Zu beachten ist, dass das Direktionsrechts des veräußernden Arbeitgebers grundsätzlich bis zum Zeitpunkt des Betriebsteilübergangs besteht und ein Arbeitnehmer auch bei einer Versetzung erst wenige Tage zuvor dem übergehenden Betriebsteil doch zumindest im Zeitpunkt des Betriebsteilübergangs zuzuordnen ist. Der zwingende Charakter des Betriebsübergangsrechts schlägt sich allerdings auch im Rahmen der Zuordnungsentscheidung nieder, dessen Schutzzweck darf also nicht durch kurzfristige Zuweisungen umgangen werden.

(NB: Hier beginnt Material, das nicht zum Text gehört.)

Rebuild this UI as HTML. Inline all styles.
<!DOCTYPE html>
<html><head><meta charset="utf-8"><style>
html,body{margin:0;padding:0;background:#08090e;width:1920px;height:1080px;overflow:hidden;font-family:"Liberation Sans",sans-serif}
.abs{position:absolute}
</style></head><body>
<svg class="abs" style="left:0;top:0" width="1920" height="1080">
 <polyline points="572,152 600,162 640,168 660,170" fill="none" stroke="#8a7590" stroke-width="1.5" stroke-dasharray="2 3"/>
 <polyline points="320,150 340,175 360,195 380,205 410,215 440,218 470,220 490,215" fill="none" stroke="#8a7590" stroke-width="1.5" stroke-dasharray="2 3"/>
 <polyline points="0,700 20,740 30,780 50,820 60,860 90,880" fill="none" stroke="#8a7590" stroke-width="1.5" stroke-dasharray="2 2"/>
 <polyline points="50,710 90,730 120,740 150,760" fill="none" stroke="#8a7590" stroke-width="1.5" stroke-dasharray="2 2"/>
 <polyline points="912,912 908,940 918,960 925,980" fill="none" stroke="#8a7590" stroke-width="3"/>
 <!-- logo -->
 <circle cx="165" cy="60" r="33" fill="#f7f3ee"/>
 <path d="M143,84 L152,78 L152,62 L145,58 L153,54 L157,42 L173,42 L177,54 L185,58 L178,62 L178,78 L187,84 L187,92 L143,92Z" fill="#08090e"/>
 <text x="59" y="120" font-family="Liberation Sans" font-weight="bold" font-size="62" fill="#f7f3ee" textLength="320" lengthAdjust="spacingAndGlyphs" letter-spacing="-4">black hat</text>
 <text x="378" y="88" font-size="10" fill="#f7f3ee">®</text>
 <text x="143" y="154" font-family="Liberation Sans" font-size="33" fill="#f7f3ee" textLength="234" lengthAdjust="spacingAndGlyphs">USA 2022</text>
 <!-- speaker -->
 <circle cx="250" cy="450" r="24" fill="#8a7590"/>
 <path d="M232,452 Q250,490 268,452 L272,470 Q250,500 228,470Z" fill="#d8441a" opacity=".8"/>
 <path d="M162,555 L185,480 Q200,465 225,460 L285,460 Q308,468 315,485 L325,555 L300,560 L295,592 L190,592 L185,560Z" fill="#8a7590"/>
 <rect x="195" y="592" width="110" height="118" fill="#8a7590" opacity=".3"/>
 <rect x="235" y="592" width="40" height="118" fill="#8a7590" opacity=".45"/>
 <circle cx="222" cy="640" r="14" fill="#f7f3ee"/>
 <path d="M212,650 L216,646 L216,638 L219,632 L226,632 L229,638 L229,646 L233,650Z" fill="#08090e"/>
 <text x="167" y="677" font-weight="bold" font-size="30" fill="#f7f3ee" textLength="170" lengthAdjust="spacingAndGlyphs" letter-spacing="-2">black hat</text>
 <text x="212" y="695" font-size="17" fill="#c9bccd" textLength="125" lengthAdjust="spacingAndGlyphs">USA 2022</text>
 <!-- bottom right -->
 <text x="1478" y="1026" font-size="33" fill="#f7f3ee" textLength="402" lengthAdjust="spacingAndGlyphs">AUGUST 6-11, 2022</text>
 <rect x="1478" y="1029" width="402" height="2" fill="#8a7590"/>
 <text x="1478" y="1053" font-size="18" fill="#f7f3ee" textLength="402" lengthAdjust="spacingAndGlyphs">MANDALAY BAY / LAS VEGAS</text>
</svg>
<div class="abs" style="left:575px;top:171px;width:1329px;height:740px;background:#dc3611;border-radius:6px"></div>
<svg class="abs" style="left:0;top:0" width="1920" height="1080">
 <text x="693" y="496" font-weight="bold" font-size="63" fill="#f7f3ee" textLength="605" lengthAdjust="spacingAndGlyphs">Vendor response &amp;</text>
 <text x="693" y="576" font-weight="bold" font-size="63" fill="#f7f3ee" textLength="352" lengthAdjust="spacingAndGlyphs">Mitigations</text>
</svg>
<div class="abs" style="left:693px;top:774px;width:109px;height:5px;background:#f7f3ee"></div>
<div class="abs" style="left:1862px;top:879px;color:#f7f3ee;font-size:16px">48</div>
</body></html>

Wie lange ein Arbeitnehmer in dem übergehenden Betriebsteil tatsächlich eingegliedert gewesen sein muss, um eine hinreichende Zuordnung zu diesem zu begründen und eine missbräuchliche Umgehung nach dem zeitlichen Schwerpunkt auszuschließen, ist nicht höchstrichterlich entschieden. Nach dem Landesarbeitsgericht Köln soll eine strukturelle Einbindung von mehr als einem halben Jahr jedenfalls ausreichend sein (LAG Köln, Urt. v. 4.12.2018 – 4 Sa 962/17). Letztlich wird es hier auf den Einzelfall ankommen. Fest steht aber, dass es im Rahmen insolvenzbedingter Teilbetriebsübergänge und Teilbetriebsstilllegungen in Zukunft unvermeidbar sein wird, sich frühzeitig und sorgfältig mit der Zuordnung der Arbeitnehmer zu den Betriebsteilen auseinanderzusetzen.